This is going to be a bit of a sob story tbh but it's a conversation I think I need to have and hopefully I might get some good advice on here instead of being mocked and ridiculed by silly jacked-up kids like I was the last time I reached out for "personal" help on a bbing forum..
About me:
I've battled with different degrees of depression for a long time now (approx 15 years) that it has almost become a normal way of life for me now to be unhappy and miserable 90% of the time but I want to make changes this year and at least try to be positive and see some beauty in being alive. (P.S I've never had suicidal thoughts.....I'm just mentally and emotionally numb most of the time and day to day life is just a boring grind for me with no pleasure at all coz I really don't care about anyone or anything anymore).
I'm early 50s now and I have remained single since the end of a really long and deep relationship with a woman who was my true soul mate in life and I know I could never find anyone as special as her ever again so I've detached myself from forming real relationships and trust with women coz I never wanna feel that type of pain again. It's a self destructive way to think, I know, but I just can't shake it off. I've been through some tough experiences in my life and always bounced back but the end of that relationship broke my soul and my spirit beyond repair and turned me into a totally different (negative) character.
Being honest, I drink more than I should (booze) and I hate it coz it does nothing good for me but on the other hand it helps coz it keeps me emotionally numb and uncaring and in a "neutral" state of mind. I don't wanna spend what's left of my life thinking this way though so changes are on the horizon no matter how hard they might be.
I cycle gear regularly (low doses) and I always eat a reasonably healthy diet. I train consistently too but being honest I don't give it the required effort that I should.
I've set a date in my mind of May 1st for the start of a new direction in my life and I'll be spending the weeks prior preparing myself mentally and reducing my alcohol consumption and listening to "positive thinking" seminars online.
Any helpful advice and support from MESO members would be much appreciated.
It takes guts to come out and say it, whether it being with your family members at the dinner table or as anonymous online. It takes significant courage.

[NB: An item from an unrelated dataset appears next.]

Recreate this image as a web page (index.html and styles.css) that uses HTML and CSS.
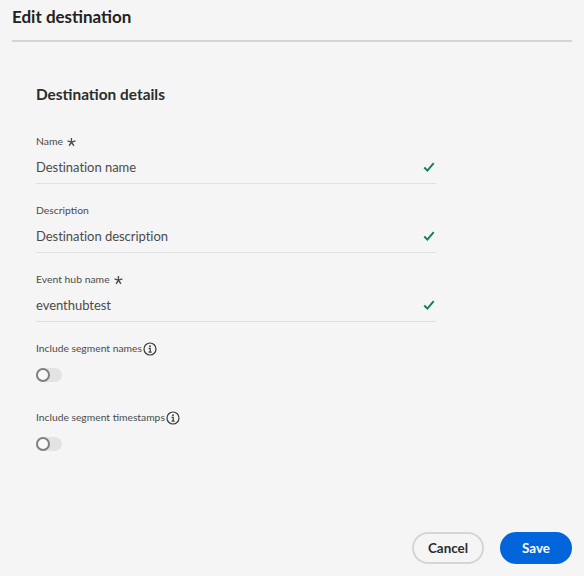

I also suffer from it since I was a child, I had a very sick mother and I let’s say I didn’t take it lightly, it’s very damaging for a child’s mind to be held with that burden.
I honestly think that I’ve been robbed of my life…. A truly debilitating and sickening disease that I wouldn’t wish on my worst enemy.
It truly is a cruel illness, something I can’t imagine god would have created for this earth.
Although that being said I’ve never given up and I’ve always kept the chin up and looking for answers…..
I’ve tried countless antidepressants and psychiatristric medications and unfortunately IME I can say that none of them have worked.
The antidepressants just seem to dull all emotions and carry a lot of unwanted side effects, it’s not a very pleasant feeling and I would rather be crippled with sadness than feel absolutely nothing at all…. After all it’s emotions that make us human.
Antipsychotics…… are what can say….. vaguely the shit is poison and the fact they prescribe it to people is a violation of human rights.
As for rec drugs I’ve done a lot of lsd and other shit but lsd stands out because I had a complete mental breakdown on it…. A life changing experience both good and bad.
Now I’m currently trying alternative methods, Russian pharmaceuticals which I’ve seen mentioned time and time again on meso and in a good light.
I’m on my first week of bromantane and semax and I must say I feel much more emotional…. Which is a good thing because I go through this horrible phase where I feel absolutely nothing and it’s the most disguisting and horrible feeling I’ve ever felt.
So far so good, I’ll keep you updated.
I’m also going to try a course of Cerebrolysin in the next few weeks.
Desperate times call for desperate measures.
No one deserves to be miserable mate and I know exactly how you feel.
We’ll work this out together. There’s always an answer.